Three quotes, which are related to this book:

(1) "Are these strange words from a writer of such tales as 'Alice'? And is this a strange letter to find in a book of nonsense? It may be so. Some perhaps may blame me for thus mixing together things grave and gay; others may smile and think it odd that any one should speak of solemn things at all ... And if I have written anything to add to those stores of innocent and healthy amusement that are laid up in books for the children I love so well, it is surely something I may hope to look back upon without shame and sorrow (as how much of life must then be recalled!) when my turn comes to walk through the valley of shadows." (Lewis Carroll, 1876)

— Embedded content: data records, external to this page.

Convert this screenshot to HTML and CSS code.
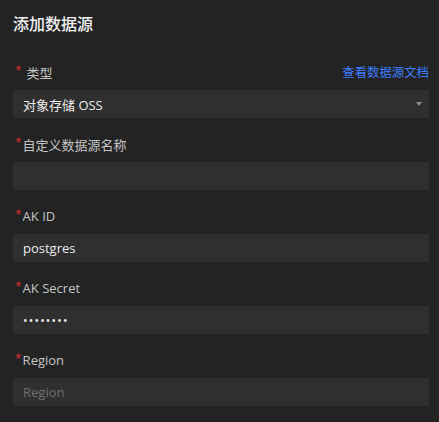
FILE: index.html
```html
<!DOCTYPE html>
<html lang="zh">
<head>
<meta charset="utf-8">
<link rel="stylesheet" href="styles.css">
</head>
<body>
<div class="panel">
  <h1 class="title">添加数据源</h1>
  <div class="field field-first">
    <div class="label-row">
      <label class="label"><span class="req req-gap">*</span>类型</label>
      <a class="doc-link">查看数据源文档</a>
    </div>
    <div class="input select"><span class="value">对象存储 OSS</span><span class="caret"></span></div>
  </div>
  <div class="field">
    <div class="label-row"><label class="label"><span class="req">*</span>自定义数据源名称</label></div>
    <div class="input"></div>
  </div>
  <div class="field">
    <div class="label-row"><label class="label"><span class="req">*</span>AK ID</label></div>
    <div class="input"><span class="value">postgres</span></div>
  </div>
  <div class="field">
    <div class="label-row"><label class="label"><span class="req">*</span>AK Secret</label></div>
    <div class="input"><span class="value dots">••••••••</span></div>
  </div>
  <div class="field">
    <div class="label-row"><label class="label"><span class="req">*</span>Region</label></div>
    <div class="input"><span class="placeholder">Region</span></div>
  </div>
</div>
</body>
</html>
```
FILE: styles.css
```css
html, body {
  margin: 0;
  background: #232323;
}
body {
  font-family: "Open Sans", "Noto Sans CJK SC", sans-serif;
  color: #e6e6e6;
  width: 439px;
  height: 422px;
  overflow: hidden;
}
.panel {
  padding: 0 10px 0 13px;
}
.title {
  margin: 0;
  height: 46px;
  line-height: 46px;
  font-size: 16px;
  font-weight: 500;
  color: #f2f2f2;
  font-family: "Noto Sans CJK SC", sans-serif;
}
.field {
  margin-bottom: 8px;
}
.field-first {
  padding-top: 8px;
}
.label-row {
  height: 36px;
  display: flex;
  align-items: center;
  justify-content: space-between;
}
.label {
  font-size: 13px;
  color: #c4c4c4;
  display: flex;
  align-items: center;
}
.req {
  color: #d43030;
  font-size: 12px;
  margin-left: 2px;
  margin-right: 1px;
  position: relative;
  top: -2px;
}
.req-gap { margin-right: 5px; }
.doc-link {
  font-size: 12.4px;
  color: #3d7cff;
  font-family: "Noto Sans CJK SC", sans-serif;
}
.input {
  height: 28px;
  background: #2f2f2f;
  border-radius: 3px;
  display: flex;
  align-items: center;
  padding: 0 10px;
  font-size: 13px;
}
.value { color: #ececec; }
.dots { font-size: 12px; letter-spacing: 1.2px; }
.placeholder { color: #6f6f6f; }
.select { justify-content: space-between; }
.caret {
  width: 0;
  height: 0;
  border-left: 3px solid transparent;
  border-right: 3px solid transparent;
  border-top: 4px solid #8a8a8a;
  margin-right: -3px;
}
```
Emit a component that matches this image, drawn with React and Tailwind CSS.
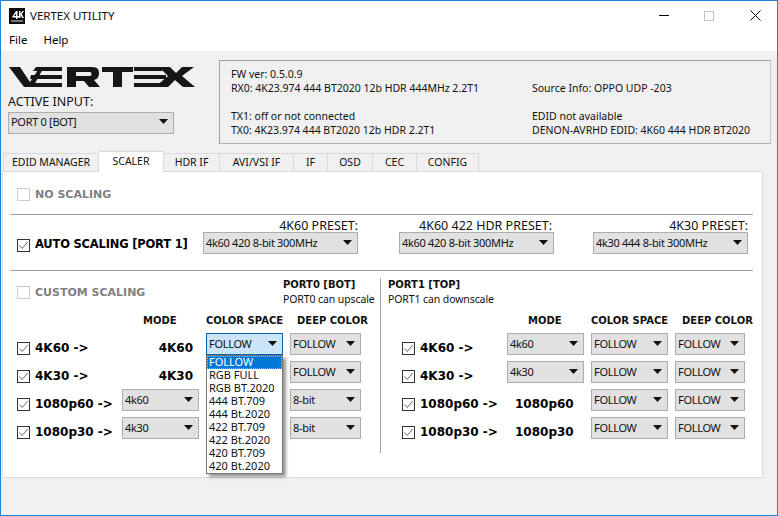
import React from 'react';

const tabs = [
  { name: 'EDID MANAGER', w: 'w-[96px]' },
  { name: 'SCALER', w: 'w-[65px]', active: true },
  { name: 'HDR IF', w: 'w-[56px]' },
  { name: 'AVI/VSI IF', w: 'w-[74px]' },
  { name: 'IF', w: 'w-[34px]' },
  { name: 'OSD', w: 'w-[45px]' },
  { name: 'CEC', w: 'w-[44px]' },
  { name: 'CONFIG', w: 'w-[62px]' },
];

const colorOptions = ['FOLLOW', 'RGB FULL', 'RGB BT.2020', '444 BT.709', '444 Bt.2020', '422 BT.709', '422 Bt.2020', '420 BT.709', '420 Bt.2020'];

const boldFont = "font-['DejaVu_Sans'] font-bold";

const Caret = () => (
  <svg width="9" height="5" viewBox="0 0 9 5" className="shrink-0">
    <path d="M0 0h9L4.500 5z" fill="#111" />
  </svg>
);

const Select = ({ value, className = '', open = false }) => (
  <div
    className={`flex h-[22px] items-center justify-between border pb-[2px] pl-[2px] pr-[5px] text-[11px] leading-none tracking-[-0.3px] text-[#111] ${
      open ? 'border-[#0a64ad] bg-[#cce4f7]' : 'border-[#adadad] bg-[#e1e1e1]'
    } ${className}`}
  >
    <span>{value}</span>
    <Caret />
  </div>
);

const Check = ({ checked = true }) => (
  <div className={`flex h-[13px] w-[13px] shrink-0 items-center justify-center border bg-white ${checked ? 'border-[#333]' : 'border-[#ccc]'}`}>
    {checked && (
      <svg width="11" height="11" viewBox="0 0 11 11">
        <path d="M1.500 5.500 4.200 8.500 9.700 2" fill="none" stroke="#666" strokeWidth="1" />
      </svg>
    )}
  </div>
);

const ScaleLabel = ({ text }) => (
  <div className="flex items-center gap-[5px] pt-[8px]">
    <Check />
    <span className={`${boldFont} whitespace-nowrap text-[12px] leading-none text-black`}>{text}</span>
  </div>
);

const ModeText = ({ text, className = '' }) => (
  <div className={`${boldFont} flex items-center whitespace-nowrap pt-[8px] text-[12px] leading-none text-black ${className}`}>{text}</div>
);

const ColHeader = ({ columns }) => (
  <div className={`${boldFont} mb-[6px] grid h-[13px] gap-x-[7px] whitespace-nowrap text-[10px] leading-[13px] text-[#111] ${columns}`}>
    <div />
    <div className="pl-[21px]">MODE</div>
    <div>COLOR SPACE</div>
    <div className="pl-[7px]">DEEP COLOR</div>
  </div>
);

const ColorDropdown = () => (
  <div className="absolute left-0 top-[22px] z-10 w-[77px] border border-[#767676] bg-white shadow-[3px_3px_3px_rgba(0,0,0,0.4)]">
    {colorOptions.map((opt, i) => (
      <div
        key={opt}
        className={`h-[13px] pl-[2px] text-[11px] leading-[12px] ${
          i === 0 ? 'bg-[#0078d7] text-white outline-1 -outline-offset-1 outline-dotted outline-[#f5a623]' : 'text-[#111]'
        }`}
      >
        {opt}
      </div>
    ))}
  </div>
);

const App = () => {
  return (
    <div className="flex h-[516px] w-[778px] flex-col overflow-hidden border border-[#1883d7] bg-[#f0f0f0] font-['Noto_Sans',sans-serif] text-[#111]">
      {/* Title bar */}
      <div className="flex h-[29px] shrink-0 items-center bg-white pl-[8px]">
        <svg width="16" height="16" viewBox="0 0 16 16" className="shrink-0">
          <rect width="16" height="16" fill="#0b0b0b" />
          <path d="M3 9 7 3h1.500v5H10v1.400H8.500V11H7V9.400H3zM5 8h2V5.500zM10 3h1.500v3L13.500 3H15l-2.200 3.200L15 10h-1.700l-1.800-3v3H10z" fill="#fff" />
          <rect x="2" y="12" width="12" height="2" fill="#777" />
        </svg>
        <span className="ml-[5px] text-[11.500px] leading-none text-[#111]">VERTEX UTILITY</span>
        <div className="ml-auto flex items-center pr-[16px]">
          <svg width="10" height="1" viewBox="0 0 10 1">
            <rect width="10" height="1" fill="#000" />
          </svg>
          <div className="ml-[35px] h-[10px] w-[10px] border border-[#c4c4c4]" />
          <svg width="11" height="11" viewBox="0 0 11 11" className="ml-[36px]">
            <path d="M.500.500l10 10M10.500.500l-10 10" stroke="#000" strokeWidth="1" fill="none" />
          </svg>
        </div>
      </div>

      {/* Menu */}
      <div className="flex h-[21px] shrink-0 items-center gap-[16px] bg-white pb-[1px] pl-[8px] text-[11.500px] leading-none text-black">
        <span>File</span>
        <span>Help</span>
      </div>

      {/* Top panel */}
      <div className="flex h-[100px] shrink-0 pl-[7px] pr-[6px] pt-[9px]">
        <div className="w-[211px] shrink-0">
          <svg width="187" height="20" viewBox="0 0 187 20" className="ml-[1px] mt-[7px] block">
            <g fill="#161616">
              <path d="M0 0h11l10 15L31 0h4L24 20H15z" />
              <path d="M27 0h26v4H24zM22 8h31v4H21zM20 16h33v4H20z" />
              <path d="M58 0h25c6 0 7 3 7 6s-1 6-5 7l6 7H80l-5-6H67v6h-9zM67 5v4h14c2 0 2-4 0-4z" />
              <path d="M93 0h31v5h-11v15h-9V5H93z" />
              <path d="M125 0h28v4h-28zM125 8h32v4h-32zM125 16h28v4h-28z" />
              <path d="M150 0h11l6 6 6-6h12l-12 9 13 11h-12l-8-7-7 7h-13l13-11z" />
            </g>
          </svg>
          <div className="mt-[9px] text-[12.500px] leading-none text-[#111]">ACTIVE INPUT:</div>
          <Select value="PORT 0 [BOT]" className="mt-[3px] h-[21px] w-[166px]" />
        </div>
        <div className="flex h-[84px] w-[552px] gap-[50px] border-[1.500px] border-t-[#a0a0a0] border-l-[#a0a0a0] border-r-[#c8c8c8] border-b-[#b0b0b0] pl-[11px] pt-[6px] text-[10.500px] leading-[14px] text-[#111]">
          <div className="w-[251px] shrink-0 whitespace-nowrap">
            <div>FW ver: 0.5.0.9</div>
            <div>RX0: 4K23.974 444 BT2020 12b HDR 444MHz 2.2T1</div>
            <div className="mt-[14px]">TX1: off or not connected</div>
            <div>TX0: 4K23.974 444 BT2020 12b HDR 2.2T1</div>
          </div>
          <div className="whitespace-nowrap pt-[14px]">
            <div>Source Info: OPPO UDP -203</div>
            <div className="mt-[14px]">EDID not available</div>
            <div>DENON-AVRHD EDID: 4K60 444 HDR BT2020</div>
          </div>
        </div>
      </div>

      {/* Tabs */}
      <div className="flex h-[20px] shrink-0 items-end pl-[2px]">
        {tabs.map((tab) => (
          <div
            key={tab.name}
            className={`flex items-center justify-center whitespace-nowrap border-r border-t border-[#d9d9d9] first:border-l text-[10.500px] leading-none text-[#111] ${tab.w} ${
              tab.active ? 'relative z-10 -mb-px h-[21px] bg-white pb-[2px]' : 'h-[18px] bg-[#f0f0f0]'
            }`}
          >
            {tab.name}
          </div>
        ))}
      </div>

      {/* Tab panel */}
      <div className="ml-[1px] mr-[14px] h-[307px] shrink-0 border border-[#d9d9d9] bg-white pl-[7px]">
        <div className="flex h-[42px] items-center gap-[5px] pl-[7px] pt-[3px]">
          <Check checked={false} />
          <span className={`${boldFont} text-[11px] leading-none text-[#808080]`}>NO SCALING</span>
        </div>
        <div className="mr-[9px] h-px bg-[#a0a0a0]" />

        <div className="flex h-[55px] pl-[7px]">
          <div className="flex w-[186px] shrink-0 items-center gap-[5px] pt-[5px]">
            <Check />
            <span className={`${boldFont} whitespace-nowrap text-[11.500px] leading-none tracking-[-0.2px] text-black`}>AUTO SCALING [PORT 1]</span>
          </div>
          <div className="flex pt-[4px]">
            <div className="w-[155px]">
              <div className="text-right text-[12.500px] leading-[13px]">4K60 PRESET:</div>
              <Select value="4k60 420 8-bit 300MHz" />
            </div>
            <div className="ml-[41px] w-[155px]">
              <div className="pr-[2px] text-right text-[12.500px] leading-[13px]">4K60 422 HDR PRESET:</div>
              <Select value="4k60 420 8-bit 300MHz" />
            </div>
            <div className="ml-[39px] w-[155px]">
              <div className="text-right text-[12.500px] leading-[13px]">4K30 PRESET:</div>
              <Select value="4k30 444 8-bit 300MHz" />
            </div>
          </div>
        </div>
        <div className="mr-[9px] h-px bg-[#a0a0a0]" />

        <div className="flex pt-[7px]">
          {/* Port 0 */}
          <div className="w-[370px] shrink-0 pl-[7px]">
            <div className="flex h-[28px] items-center">
              <div className="flex w-[266px] shrink-0 items-center gap-[5px] pt-[1px]">
                <Check checked={false} />
                <span className={`${boldFont} text-[11px] leading-none text-[#808080]`}>CUSTOM SCALING</span>
              </div>
              <div className="whitespace-nowrap">
                <div className={`${boldFont} text-[10px] leading-[14px]`}>PORT0 [BOT]</div>
                <div className="text-[10.500px] leading-[14px] tracking-[-0.1px]">PORT0 can upscale</div>
              </div>
            </div>
            <div className="mt-[8px]">
              <ColHeader columns="grid-cols-[98px_77px_77px_71px]" />
              <div className="grid auto-rows-[22px] grid-cols-[98px_77px_77px_71px] gap-x-[7px] gap-y-[6px]">
                <ScaleLabel text="4K60 ->" />
                <ModeText text="4K60" className="justify-end pr-[6px]" />
                <div className="relative">
                  <Select value="FOLLOW" open />
                  <ColorDropdown />
                </div>
                <Select value="FOLLOW" />

                <ScaleLabel text="4K30 ->" />
                <ModeText text="4K30" className="justify-end pr-[6px]" />
                <div />
                <Select value="FOLLOW" />

                <ScaleLabel text="1080p60 ->" />
                <Select value="4k60" />
                <div />
                <Select value="8-bit" />

                <ScaleLabel text="1080p30 ->" />
                <Select value="4k30" />
                <div />
                <Select value="8-bit" />
              </div>
            </div>
          </div>

          {/* Port 1 */}
          <div className="h-[175px] border-l border-[#a0a0a0] pl-[7px]">
            <div className="h-[28px] whitespace-nowrap">
              <div className={`${boldFont} text-[10px] leading-[14px]`}>PORT1 [TOP]</div>
              <div className="text-[10.500px] leading-[14px] tracking-[-0.1px]">PORT1 can downscale</div>
            </div>
            <div className="ml-[14px] mt-[8px]">
              <ColHeader columns="grid-cols-[98px_77px_77px_70px]" />
              <div className="grid auto-rows-[22px] grid-cols-[98px_77px_77px_70px] gap-x-[7px] gap-y-[6px]">
                <ScaleLabel text="4K60 ->" />
                <Select value="4k60" />
                <Select value="FOLLOW" />
                <Select value="FOLLOW" />

                <ScaleLabel text="4K30 ->" />
                <Select value="4k30" />
                <Select value="FOLLOW" />
                <Select value="FOLLOW" />

                <ScaleLabel text="1080p60 ->" />
                <ModeText text="1080p60" className="pl-[8px]" />
                <Select value="FOLLOW" />
                <Select value="FOLLOW" />

                <ScaleLabel text="1080p30 ->" />
                <ModeText text="1080p30" className="pl-[8px]" />
                <Select value="FOLLOW" />
                <Select value="FOLLOW" />
              </div>
            </div>
          </div>
        </div>
      </div>
    </div>
  );
};

export default App;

This is from the "Easter Greeting".

(2) "Perhaps I may venture, for a moment, to use a more serious tone, and to point out that there are mental troubles, much worse than mere worry, for which an absorbing subject of thought may serve as a remedy. There are skeptical thoughts, which seem for the moment to uproot the firmest faith; there are blasphemous thoughts, which dart unbidden into the most reverent souls; there are unholy thoughts, which torture, with their hateful presence, the fancy that would fain be pure. Against all these some real mental work is a most helpful ally." (Charles Lutwidge Dodgson: Pillow Problems and a Tangled Tale, 1885, p. XV)

Sometimes I have the feeling, that friends of "The Hunting of the Snark" are afraid of "overanalysis". Some even may fear, that the Snark may have to leave the public library. But even if one day we would speak openly about all its textual and graphical elements, the book still will be one of the greatest children books in the library. This is, because Carroll and Holiday did not place these elements into the Snark for their personal satisfaction. Henry Holiday gave us a hint:

(3) "It is possible that the author was half-consciously laying a trap, so readily did he take to the inventing of puzzles and things enigmatic; but to those who knew the man, or who have devined him correctly through his writings, the explanation is fairly simple." (Henry Holiday on Lewis Carroll's "The Hunting of the Snark", January 29th, 1898)

In the preface to the Snark, Carroll points to his intentions by pretending, that he would not point to them: "I will not (as I might) point to the strong moral purpose of this poem itself, to the arithmetical principles so cautiously inculcated in it, or to its noble teachings in Natural History." (As a logician, Carroll of course knows, how such a sentence works.) I think that Carroll was very serious about this statement. It is not ironical. The book holds the readers and the beholders of the Snark ballad responsible for the meanig which THEY give to the poem and to the illustrations. That is how Carroll's and Holiday's "nonsense" works. Keep this in mind and do not underestimate the Snark or assume any inproper intentions on the side of the authors. The book just tells the readers (and they beholders of the illustrations), what they have in their mind. Take Holiday's warning about Carroll's traps serious, then you can enjoy the book without getting caught by the Boojum.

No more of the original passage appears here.